The main development priorities for epub2txt
are speed and compactness, not
military-grade security. The program is not designed for use in hostile
environments, such as processing input from the Internet. It's almost
certainly possible to craft an EPUB file that will cause a buffer overrun or
stack collision, with uncertain results. I don't want to bloat the utility
further by adding checks for every conceivable failure that a hostile EPUB
might manifest. Please don't use epub2txt
for applications where security is
a primary concern -- it's not designed for this, and is really not suitable.
There is no support for any form of DRM or encryption, and such support is unlikely to be added in the future.
epub2txt
only handles documents that use UTF8 (or ASCII) encoding (but I
believe that UTF8 is more-or-less universal in EPUB), and writes output only in
UTF8 encoding, regardless of the platform's locale. This limitation exists
because epub2txt
does all its own character encoding conversions to avoid
creating a dependency on an external library. Doing this for UTF8 is enough
work on its own; doing it for arbitrary encodings would be overwhelming.
The program can't correct errors in encoding, and there are many EPUB documents in public repositories that contain encoding errors. A common problem is spurious use of non-UTF8 8-bit characters, often in documents that have been converted from Microsoft Office applications.
epub2txt
does not right-justify text, as there are already many good
utilities to do this (e.g., groff
)
epub2txt
extracts text aggressively, and will include things that cannot
possibly be rendered properly in plain text.

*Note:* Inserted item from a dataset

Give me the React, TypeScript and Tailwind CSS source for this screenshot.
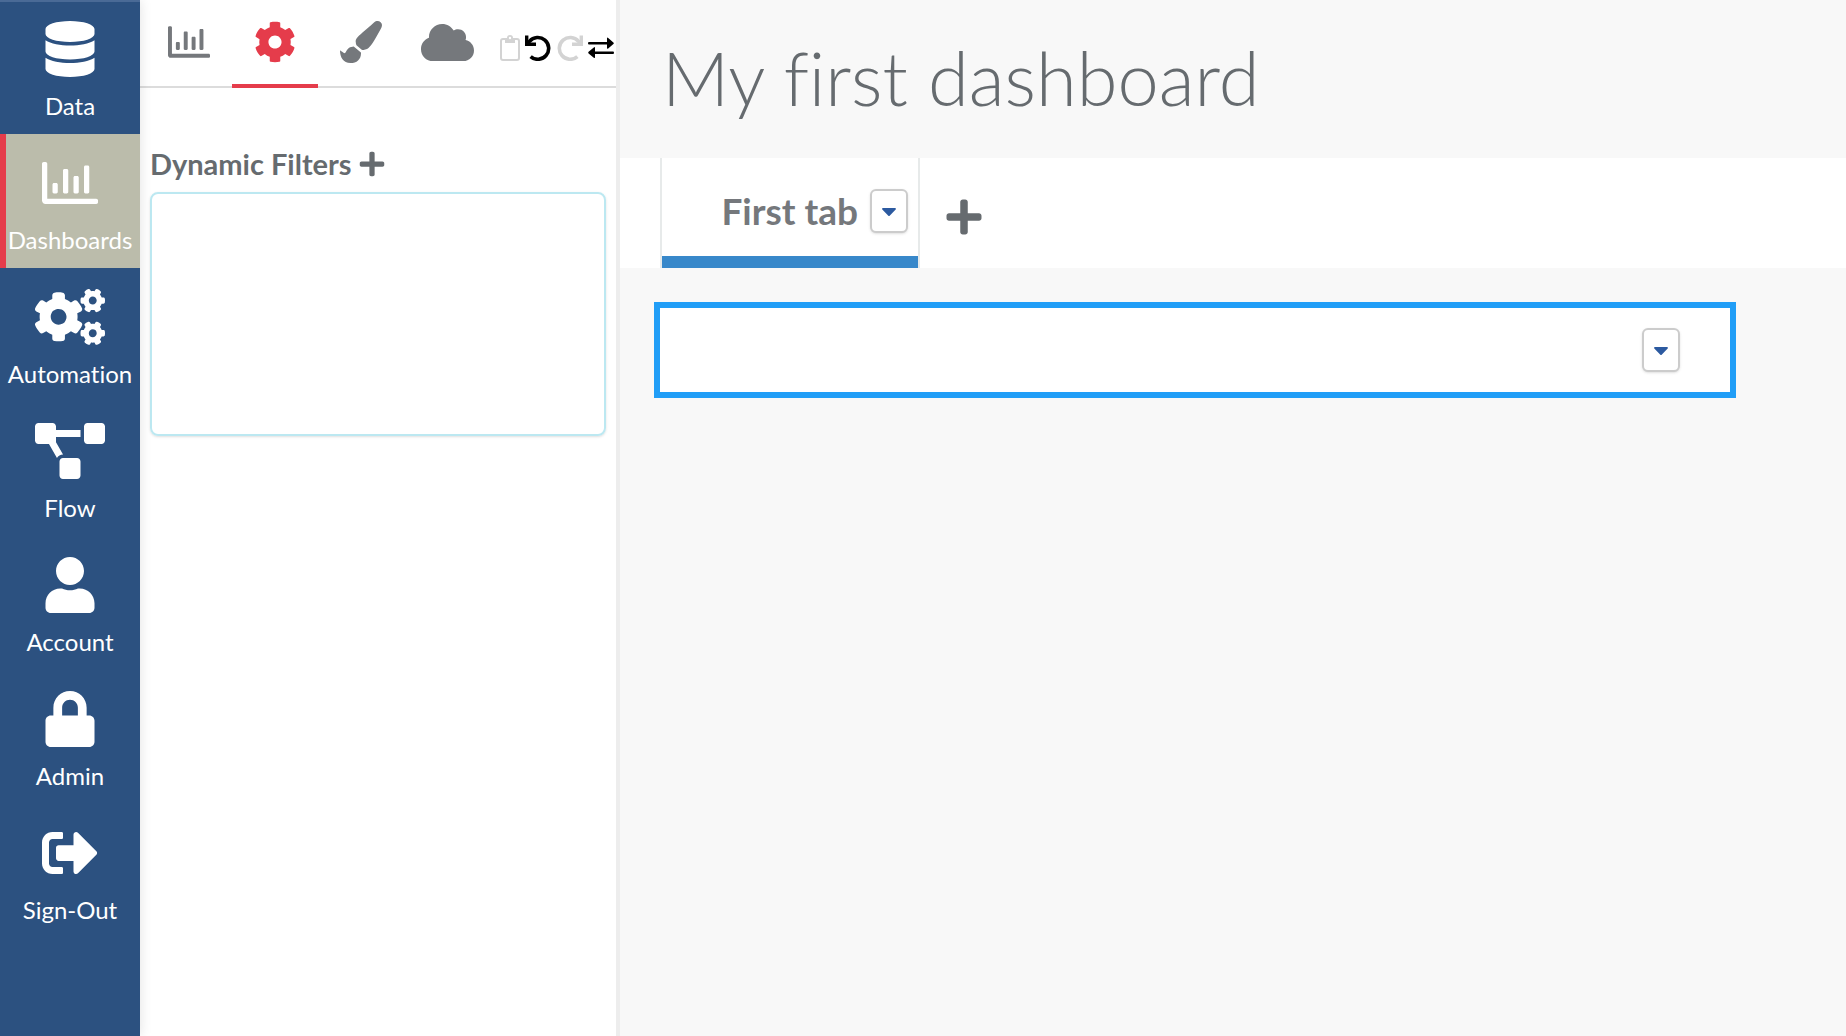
import {
  FaCaretDown,
  FaCloud,
  FaCog,
  FaCogs,
  FaDatabase,
  FaLock,
  FaPaintBrush,
  FaPlus,
  FaProjectDiagram,
  FaRegChartBar,
  FaSignOutAlt,
  FaUser,
} from "react-icons/fa";
import type { IconType } from "react-icons";

const navItems: { label: string; Icon: IconType; wide?: boolean; active?: boolean }[] = [
  { label: "Data", Icon: FaDatabase },
  { label: "Dashboards", Icon: FaRegChartBar, active: true },
  { label: "Automation", Icon: FaCogs, wide: true },
  { label: "Flow", Icon: FaProjectDiagram, wide: true },
  { label: "Account", Icon: FaUser },
  { label: "Admin", Icon: FaLock },
  { label: "Sign-Out", Icon: FaSignOutAlt },
];

function Sidebar() {
  return (
    <nav className="z-10 w-[140px] shrink-0 bg-[#2c5180] shadow-[0_0_12px_rgba(0,0,0,0.12)]">
      <div className="flex flex-col shadow-[inset_0_2px_0_#4a6a96]">
        {navItems.map(({ label, Icon, wide, active }) => (
          <a
            key={label}
            href="#"
            className={
              "flex h-[134px] flex-col items-center justify-between whitespace-nowrap pt-[21px] pb-3 text-2xl leading-8 text-white " +
              (active ? "bg-[#bbbcab] shadow-[inset_6px_0_0_#e53c4b]" : "")
            }
          >
            <Icon className={wide ? "h-14 w-[70px]" : "size-14"} />
            {label}
          </a>
        ))}
      </div>
    </nav>
  );
}

const panelTabs: { label: string; Icon: IconType; size: string; active?: boolean }[] = [
  { label: "Charts", Icon: FaRegChartBar, size: "size-[42px]" },
  { label: "Settings", Icon: FaCog, size: "size-[42px]", active: true },
  { label: "Style", Icon: FaPaintBrush, size: "size-[42px]" },
  { label: "Cloud", Icon: FaCloud, size: "size-[53px]" },
];

function ClipboardIcon() {
  return (
    <svg viewBox="0 0 20 26" className="h-[26px] w-5" fill="none" stroke="currentColor" strokeWidth="2">
      <rect x="1" y="4" width="18" height="21" rx="2" />
      <path d="M5 3h2a3 3 0 0 1 6 0h2v5H5z" fill="currentColor" stroke="none" />
      <circle cx="10" cy="3" r="1.2" fill="white" stroke="none" />
    </svg>
  );
}

function UndoIcon() {
  return (
    <svg viewBox="0 0 26 26" className="size-[26px]" fill="none" stroke="currentColor" strokeWidth="3.6">
      <path d="M5.6 21.6A10.9 10.9 0 1 0 4.500 6.300L2.500 9" />
      <path d="M0 0.500h3.400v7H11V11H0z" fill="currentColor" stroke="none" />
    </svg>
  );
}

function SwapIcon() {
  return (
    <svg viewBox="0 0 26 22" className="h-[22px] w-[26px]" fill="currentColor">
      <path d="M1 5h18V1.500q0-1.500 1.200-.5l5.200 4.400q.8.800 0 1.600l-5.200 4.400q-1.200.8-1.200-.5V7.600H1Q0 7.600 0 6.300T1 5z" />
      <path d="M25 14.400H7v-3.500q0-1.500-1.200-.5L.6 14.800q-.8.800 0 1.600l5.200 4.400q1.200.8 1.200-.5V17h18q1 0 1-1.300t-1-1.300z" />
    </svg>
  );
}

function Panel() {
  return (
    <aside className="flex w-[480px] shrink-0 flex-col border-r-4 border-[#ededed] bg-white">
      <div className="flex h-[88px] border-b-2 border-[#dcdcdc] pl-1.5">
        <div className="flex">
          {panelTabs.map(({ label, Icon, size, active }) => (
            <button
              key={label}
              aria-label={label}
              className={
                "-mb-0.5 flex w-[86px] items-center justify-center border-b-4 " +
                (active ? "border-[#e53c4b] text-[#e53c4b]" : "border-transparent text-[#75787c]")
              }
            >
              <Icon className={size} />
            </button>
          ))}
        </div>
        <div className="flex flex-1 items-center justify-between pt-2.5 pr-0.5 pl-2.5">
          <button aria-label="Paste" className="text-[#d3d3d3]"><ClipboardIcon /></button>
          <button aria-label="Undo" className="text-black"><UndoIcon /></button>
          <button aria-label="Redo" className="-scale-x-100 text-[#d3d3d3]"><UndoIcon /></button>
          <button aria-label="Swap" className="text-black"><SwapIcon /></button>
        </div>
      </div>
      <section className="px-2.5 pt-[60px]">
        <h2 className="flex h-8 items-center gap-1.5 text-[29px] font-bold text-[#666b6f]">
          Dynamic Filters
          <button aria-label="Add filter"><FaPlus className="size-7" /></button>
        </h2>
        <div className="mt-3 h-[244px] rounded-lg border-2 border-[#bce8f1] shadow-sm" />
      </section>
    </aside>
  );
}

function MenuButton({ label }: { label: string }) {
  return (
    <button
      aria-label={label}
      className="flex h-11 w-[38px] items-center justify-center rounded-md border-2 border-[#cccccc] bg-white text-[#2c5aa0] shadow-sm"
    >
      <FaCaretDown className="size-6" />
    </button>
  );
}

export default function App() {
  return (
    <div className="flex min-h-screen bg-[#f8f8f8] font-['Lato',sans-serif] [font-variant-ligatures:none]">
      <Sidebar />
      <Panel />
      <main className="min-w-0 flex-1">
        <h1 className="flex h-[158px] items-center pb-1 pl-[42px] text-[74px] font-light text-[#666b6f]">
          My first dashboard
        </h1>
        <div className="flex h-[110px] items-stretch bg-white pl-10">
          <div className="flex w-[260px] border-x-2 border-[#e7eaea]">
            <div className="flex flex-1 items-center justify-end gap-3 border-b-[12px] border-[#3888ca] pt-2 pr-2.5 text-[37px] font-bold whitespace-nowrap text-[#75787c]">
              <button>First tab</button>
              <MenuButton label="Tab menu" />
            </div>
          </div>
          <button aria-label="Add tab" className="px-6 pt-2 text-[#666b6f]">
            <FaPlus className="size-10" />
          </button>
        </div>
        <div className="mt-[34px] mr-[110px] ml-[34px] flex h-24 items-center justify-end border-[6px] border-[#219ef7] bg-white pr-[50px]">
          <MenuButton label="Widget menu" />
        </div>
      </main>
    </div>
  );
}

This includes constructs like
indices and tables of contents, which will be of little use. The captions of
pictures will also likely be included, even though the pictures themselves can
not. It seemed better to err on the side of extracting too much text than too
little; unfortunately there is little in the EPUB format to distinguish content
that is meaningful in a text-only representation from that which is not.

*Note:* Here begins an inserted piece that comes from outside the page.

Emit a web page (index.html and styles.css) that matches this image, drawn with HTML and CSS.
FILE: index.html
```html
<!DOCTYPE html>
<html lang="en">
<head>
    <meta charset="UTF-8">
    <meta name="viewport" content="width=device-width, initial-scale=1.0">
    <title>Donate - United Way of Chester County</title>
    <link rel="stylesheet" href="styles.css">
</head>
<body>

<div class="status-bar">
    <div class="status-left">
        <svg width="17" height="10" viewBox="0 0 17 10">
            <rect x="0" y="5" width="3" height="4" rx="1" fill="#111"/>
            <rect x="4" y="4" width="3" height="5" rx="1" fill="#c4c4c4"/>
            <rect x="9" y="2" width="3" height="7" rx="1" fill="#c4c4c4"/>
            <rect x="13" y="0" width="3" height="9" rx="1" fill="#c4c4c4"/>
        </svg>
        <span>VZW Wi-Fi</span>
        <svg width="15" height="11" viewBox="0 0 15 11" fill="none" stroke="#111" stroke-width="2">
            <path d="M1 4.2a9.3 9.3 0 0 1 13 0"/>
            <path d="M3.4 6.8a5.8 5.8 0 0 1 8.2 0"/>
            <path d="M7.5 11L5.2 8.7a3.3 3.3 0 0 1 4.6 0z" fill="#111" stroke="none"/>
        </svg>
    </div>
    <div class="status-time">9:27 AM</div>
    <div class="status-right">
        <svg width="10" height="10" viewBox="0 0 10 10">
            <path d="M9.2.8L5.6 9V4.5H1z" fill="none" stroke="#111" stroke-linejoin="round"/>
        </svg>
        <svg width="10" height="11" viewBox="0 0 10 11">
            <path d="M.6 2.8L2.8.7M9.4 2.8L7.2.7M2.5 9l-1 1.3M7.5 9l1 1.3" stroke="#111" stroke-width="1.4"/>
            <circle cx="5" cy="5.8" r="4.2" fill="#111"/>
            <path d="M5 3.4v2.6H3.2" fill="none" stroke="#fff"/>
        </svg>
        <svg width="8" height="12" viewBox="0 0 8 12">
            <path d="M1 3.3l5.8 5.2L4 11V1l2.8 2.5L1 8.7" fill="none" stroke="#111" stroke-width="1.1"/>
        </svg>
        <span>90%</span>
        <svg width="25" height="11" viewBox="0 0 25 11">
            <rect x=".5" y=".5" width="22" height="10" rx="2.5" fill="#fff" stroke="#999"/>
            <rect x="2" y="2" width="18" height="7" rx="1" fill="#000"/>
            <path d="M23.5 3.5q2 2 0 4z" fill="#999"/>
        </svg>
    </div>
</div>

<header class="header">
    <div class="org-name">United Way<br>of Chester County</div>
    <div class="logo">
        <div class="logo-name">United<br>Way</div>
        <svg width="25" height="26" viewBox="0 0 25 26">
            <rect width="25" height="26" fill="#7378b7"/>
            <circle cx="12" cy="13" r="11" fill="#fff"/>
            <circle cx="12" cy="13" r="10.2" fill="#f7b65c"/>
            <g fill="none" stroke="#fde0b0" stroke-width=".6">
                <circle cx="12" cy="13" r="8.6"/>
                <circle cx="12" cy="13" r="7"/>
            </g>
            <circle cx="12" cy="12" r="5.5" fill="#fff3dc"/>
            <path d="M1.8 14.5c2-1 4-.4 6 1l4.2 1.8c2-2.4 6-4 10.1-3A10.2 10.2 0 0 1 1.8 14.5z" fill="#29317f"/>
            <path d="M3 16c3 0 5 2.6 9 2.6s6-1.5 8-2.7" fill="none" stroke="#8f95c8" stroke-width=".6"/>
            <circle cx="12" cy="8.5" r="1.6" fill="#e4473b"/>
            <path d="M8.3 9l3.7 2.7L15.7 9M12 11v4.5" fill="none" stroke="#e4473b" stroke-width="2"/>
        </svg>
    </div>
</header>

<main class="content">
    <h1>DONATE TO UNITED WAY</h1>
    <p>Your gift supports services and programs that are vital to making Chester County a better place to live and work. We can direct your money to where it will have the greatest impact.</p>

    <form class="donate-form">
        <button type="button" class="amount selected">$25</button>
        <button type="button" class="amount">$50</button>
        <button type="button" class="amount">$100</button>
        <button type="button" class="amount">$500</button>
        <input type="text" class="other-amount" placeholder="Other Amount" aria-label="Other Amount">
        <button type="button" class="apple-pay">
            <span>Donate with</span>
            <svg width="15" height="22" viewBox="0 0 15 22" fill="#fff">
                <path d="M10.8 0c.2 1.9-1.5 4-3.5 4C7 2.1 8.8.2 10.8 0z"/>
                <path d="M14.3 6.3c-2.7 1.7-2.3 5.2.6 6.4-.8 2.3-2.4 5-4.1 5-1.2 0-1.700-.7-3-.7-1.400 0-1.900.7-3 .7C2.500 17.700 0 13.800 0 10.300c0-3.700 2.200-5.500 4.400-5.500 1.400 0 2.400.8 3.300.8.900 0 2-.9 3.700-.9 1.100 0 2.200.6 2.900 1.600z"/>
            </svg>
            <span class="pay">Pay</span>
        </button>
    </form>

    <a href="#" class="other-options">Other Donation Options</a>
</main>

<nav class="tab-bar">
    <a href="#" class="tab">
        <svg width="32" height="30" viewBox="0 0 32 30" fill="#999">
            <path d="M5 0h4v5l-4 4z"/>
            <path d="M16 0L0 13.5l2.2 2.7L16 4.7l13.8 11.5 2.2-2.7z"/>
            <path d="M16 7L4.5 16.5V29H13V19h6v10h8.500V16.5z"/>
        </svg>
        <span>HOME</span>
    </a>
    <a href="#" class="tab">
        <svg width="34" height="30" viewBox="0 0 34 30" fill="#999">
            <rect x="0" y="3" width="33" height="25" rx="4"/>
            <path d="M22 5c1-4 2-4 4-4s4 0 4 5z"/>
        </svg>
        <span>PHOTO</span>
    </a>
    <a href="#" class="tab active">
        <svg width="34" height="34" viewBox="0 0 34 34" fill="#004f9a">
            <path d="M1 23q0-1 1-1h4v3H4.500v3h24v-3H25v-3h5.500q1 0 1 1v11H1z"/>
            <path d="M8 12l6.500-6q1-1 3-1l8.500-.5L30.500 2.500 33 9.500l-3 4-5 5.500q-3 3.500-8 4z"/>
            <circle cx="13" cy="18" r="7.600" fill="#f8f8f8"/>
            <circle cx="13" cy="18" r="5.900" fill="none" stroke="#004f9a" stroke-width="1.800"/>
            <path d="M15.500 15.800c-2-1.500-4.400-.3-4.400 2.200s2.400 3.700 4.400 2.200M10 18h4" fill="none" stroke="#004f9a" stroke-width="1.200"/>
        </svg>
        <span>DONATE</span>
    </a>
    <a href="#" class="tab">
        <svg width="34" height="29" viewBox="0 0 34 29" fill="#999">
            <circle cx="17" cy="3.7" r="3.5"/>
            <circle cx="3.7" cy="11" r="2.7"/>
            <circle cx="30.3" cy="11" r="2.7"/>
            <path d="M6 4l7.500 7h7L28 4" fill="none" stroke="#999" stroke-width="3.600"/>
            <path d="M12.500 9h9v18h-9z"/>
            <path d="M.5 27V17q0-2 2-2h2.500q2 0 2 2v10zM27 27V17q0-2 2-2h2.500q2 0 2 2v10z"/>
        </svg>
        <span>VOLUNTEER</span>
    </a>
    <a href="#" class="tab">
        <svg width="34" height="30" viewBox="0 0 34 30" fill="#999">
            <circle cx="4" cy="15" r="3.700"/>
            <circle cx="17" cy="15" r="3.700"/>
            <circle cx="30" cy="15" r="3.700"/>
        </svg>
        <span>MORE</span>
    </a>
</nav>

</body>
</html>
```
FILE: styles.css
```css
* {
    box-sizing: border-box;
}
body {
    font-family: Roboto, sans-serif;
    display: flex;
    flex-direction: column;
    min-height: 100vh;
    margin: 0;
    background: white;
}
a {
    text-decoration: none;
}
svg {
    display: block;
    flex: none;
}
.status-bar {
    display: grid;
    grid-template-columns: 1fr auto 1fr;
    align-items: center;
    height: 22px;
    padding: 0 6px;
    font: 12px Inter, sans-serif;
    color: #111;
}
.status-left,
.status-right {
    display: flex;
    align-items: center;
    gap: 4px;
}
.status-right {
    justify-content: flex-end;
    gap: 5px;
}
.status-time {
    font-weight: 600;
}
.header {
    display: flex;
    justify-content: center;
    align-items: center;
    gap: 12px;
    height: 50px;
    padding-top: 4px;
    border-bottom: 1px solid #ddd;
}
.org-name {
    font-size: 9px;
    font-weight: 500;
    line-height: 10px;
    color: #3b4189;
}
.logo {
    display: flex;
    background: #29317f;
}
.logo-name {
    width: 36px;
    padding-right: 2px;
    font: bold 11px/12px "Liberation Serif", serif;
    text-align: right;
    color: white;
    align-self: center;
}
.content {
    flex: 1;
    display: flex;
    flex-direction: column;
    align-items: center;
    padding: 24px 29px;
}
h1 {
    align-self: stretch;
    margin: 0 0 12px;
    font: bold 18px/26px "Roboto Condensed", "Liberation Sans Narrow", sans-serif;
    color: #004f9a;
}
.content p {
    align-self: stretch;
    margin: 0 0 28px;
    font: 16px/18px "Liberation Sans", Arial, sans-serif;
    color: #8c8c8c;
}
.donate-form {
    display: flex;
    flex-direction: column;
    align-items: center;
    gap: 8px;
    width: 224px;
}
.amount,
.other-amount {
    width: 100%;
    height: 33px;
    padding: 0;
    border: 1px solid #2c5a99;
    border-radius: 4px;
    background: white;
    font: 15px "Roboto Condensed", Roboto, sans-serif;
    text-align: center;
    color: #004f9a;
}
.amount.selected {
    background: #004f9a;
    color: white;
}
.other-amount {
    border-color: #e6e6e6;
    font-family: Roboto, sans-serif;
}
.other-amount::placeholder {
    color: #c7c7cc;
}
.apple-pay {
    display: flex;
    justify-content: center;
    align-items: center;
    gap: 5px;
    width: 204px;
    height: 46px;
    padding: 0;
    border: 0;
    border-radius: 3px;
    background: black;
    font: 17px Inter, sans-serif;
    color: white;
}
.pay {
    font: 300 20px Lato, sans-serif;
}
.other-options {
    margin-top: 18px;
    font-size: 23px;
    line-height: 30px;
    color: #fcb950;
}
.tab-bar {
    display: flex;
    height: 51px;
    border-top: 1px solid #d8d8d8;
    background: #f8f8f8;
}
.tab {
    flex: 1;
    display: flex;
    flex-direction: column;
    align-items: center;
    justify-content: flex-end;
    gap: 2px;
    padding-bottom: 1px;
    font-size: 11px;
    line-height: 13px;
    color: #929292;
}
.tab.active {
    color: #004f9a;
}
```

It is unlikely that any kind of fixed-layout structure of the source document
will be rendered accurately in plain text, so epub2txt
does not try. Tabs and
other layout elements are collapsed into spaces, and text re-flowed according
to the line length (except in raw mode).
Conversion of Unicode to ASCII is, in the general case, impossible. The
--ascii
switch tells epub2txt
to perform some common conversions, such as
straight quotes for angled quotes. It will also attempt to replace accented
Latin characters with non-accented equivalents, at least for commonly-used
characters. However, there are a huge number of characters in the Unicode set
that cannot be rendered, even approximately, in ASCII.
Only limited testing has been done with EPUB 3.x documents.
It would be possible to enhance epub2txt
so that it outputs HTML, or
LaTeX, or PDF; it would be possible to add searching and indexing features;
it would be possible to extend it to include other input formats.
However, I intended epub2txt
to be a simple, lightweight utility and,
at present, I consider it to be feature-complete. One day I might develop
a more sophisticated version but, frankly, Calibre already has this
covered.
Date | Change |
---|---|
2.11, Dec 2024 | Added '--separator' option |
2.10, Sep 2024 | Rejected links to documents outside the EPUB |
2.09, Aug 2024 | Improved failure mode wth certain corrupt EPUBs |
2.08, Jun 2024 | Fixed a memory-management warning |
?, Jun 2024 | Removed position-independent code attributes from defaults |
2.07, Jun 2024 | Improved clean-up if program killed in a pipe |
?, Jun 2022 | Fixed handling of URL-encoded spine href's |
2.06, Jun 2022 | Fixed bug in invoking unzip |
2.05, Apr 2022 | Fixed bug with empty metadata tags |
2.04, Apr 2022 | Improved handling of UTF-8 BOMs |
2.03, Jan 2022 | Fixed a buffer overrun bug |
2.02, May 2020 | Updated XML parser |
2.01, January 2019 | Various bug fixes |
2.0, October 2017 | Completely re-written to do all text processing using 32-bit character arrays, rather than UTF-8 strings, to improve handling of non-English documents. |
0.1.5, September 2017 | Some fixes related to line-wrapping with multi-byte characters; support (after a fashion) for manifest files with namespaces. |
0.1.4, May 2017 | Remove unnecessary KBOX support kludges |
0.1.3, March 2016 | Fixed a bug that caused epub2txt to fail when XML files contained a UTF-8 BOM |
0.1.2, September 2015 | Fixed a bug that caused strings like "%222022020," which might legitimately appear in URLs, to be treated as text length specifiers. |
0.1.1, April 2015 | Fixed some bugs with integer sizes that caused problems on 64-bit systems |
0.0.1 | First functional release |
epub2txt
is maintained by Kevin Boone, with contributions from various other
people, and distributed under the terms of the GNU Public Licence (GPL), v3.0.
All the content other than by Kevin Boone is believed to be compatible with,
or less restrictive than, the GPL.
Essentially, this means that you may use this software as you wish, at your own risk, provided that the original authors continue to be acknowledged.